Exercise brief: The material below should be written out in full and exactly; pictures stay out of the copy.

Source material:
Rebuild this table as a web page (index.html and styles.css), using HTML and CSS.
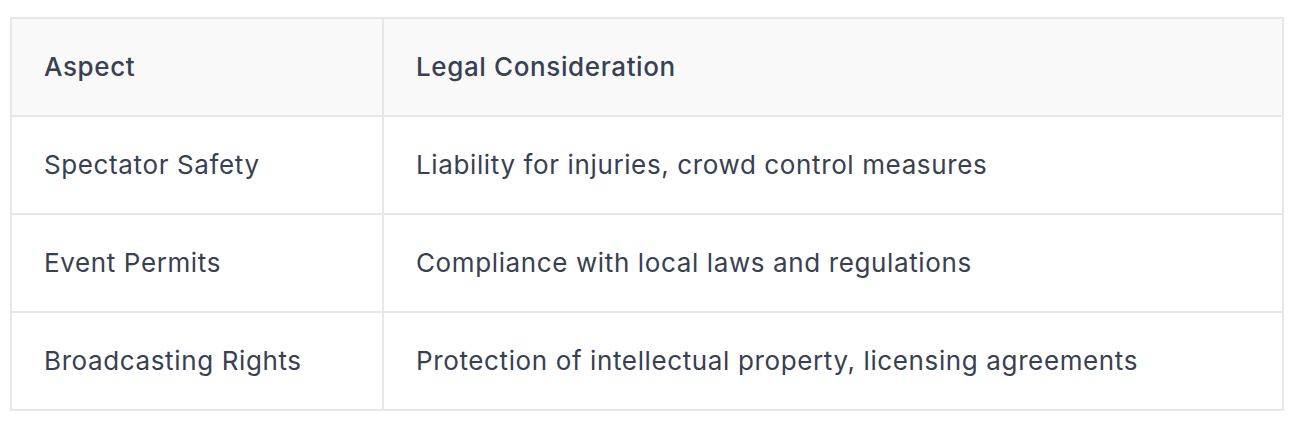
FILE: index.html
```html
<!DOCTYPE html>
<html>
<head>
<meta charset="utf-8">
<link rel="stylesheet" href="styles.css">
</head>
<body>
<table class="legal-table">
  <thead>
    <tr><th class="col-aspect">Aspect</th><th>Legal Consideration</th></tr>
  </thead>
  <tbody>
    <tr><td>Spectator Safety</td><td>Liability for injuries, crowd control measures</td></tr>
    <tr><td>Event Permits</td><td>Compliance with local laws and regulations</td></tr>
    <tr><td>Broadcasting Rights</td><td>Protection of intellectual property, licensing agreements</td></tr>
  </tbody>
</table>
</body>
</html>
```
FILE: styles.css
```css
html, body {
  margin: 0;
  padding: 0;
  background: #ffffff;
}
body {
  padding: 17px 0 0 10px;
  font-family: Inter, "Noto Sans", sans-serif;
  color: #374151;
}
.legal-table {
  width: 1274px;
  border-collapse: collapse;
  border: 2px solid #e5e7eb;
  font-size: 26px;
  letter-spacing: 0.62px;
}
.legal-table th,
.legal-table td {
  border: 2px solid #e5e7eb;
  text-align: left;
  padding: 0 32px;
  height: 96px;
  line-height: 36px;
  vertical-align: middle;
}
.legal-table th {
  background: #f9f9f9;
  font-weight: 500;
}
.legal-table td {
  font-weight: 400;
}
.col-aspect {
  width: 306px;
}
```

Response below:
Rebuild this table as a web page (index.html and styles.css), using HTML and CSS.
FILE: index.html
```html
<!DOCTYPE html>
<html>
<head>
<meta charset="utf-8">
<link rel="stylesheet" href="styles.css">
</head>
<body>
<table class="legal-table">
  <thead>
    <tr><th class="col-aspect">Aspect</th><th>Legal Consideration</th></tr>
  </thead>
  <tbody>
    <tr><td>Spectator Safety</td><td>Liability for injuries, crowd control measures</td></tr>
    <tr><td>Event Permits</td><td>Compliance with local laws and regulations</td></tr>
    <tr><td>Broadcasting Rights</td><td>Protection of intellectual property, licensing agreements</td></tr>
  </tbody>
</table>
</body>
</html>
```
FILE: styles.css
```css
html, body {
  margin: 0;
  padding: 0;
  background: #ffffff;
}
body {
  padding: 17px 0 0 10px;
  font-family: Inter, "Noto Sans", sans-serif;
  color: #374151;
}
.legal-table {
  width: 1274px;
  border-collapse: collapse;
  border: 2px solid #e5e7eb;
  font-size: 26px;
  letter-spacing: 0.62px;
}
.legal-table th,
.legal-table td {
  border: 2px solid #e5e7eb;
  text-align: left;
  padding: 0 32px;
  height: 96px;
  line-height: 36px;
  vertical-align: middle;
}
.legal-table th {
  background: #f9f9f9;
  font-weight: 500;
}
.legal-table td {
  font-weight: 400;
}
.col-aspect {
  width: 306px;
}
```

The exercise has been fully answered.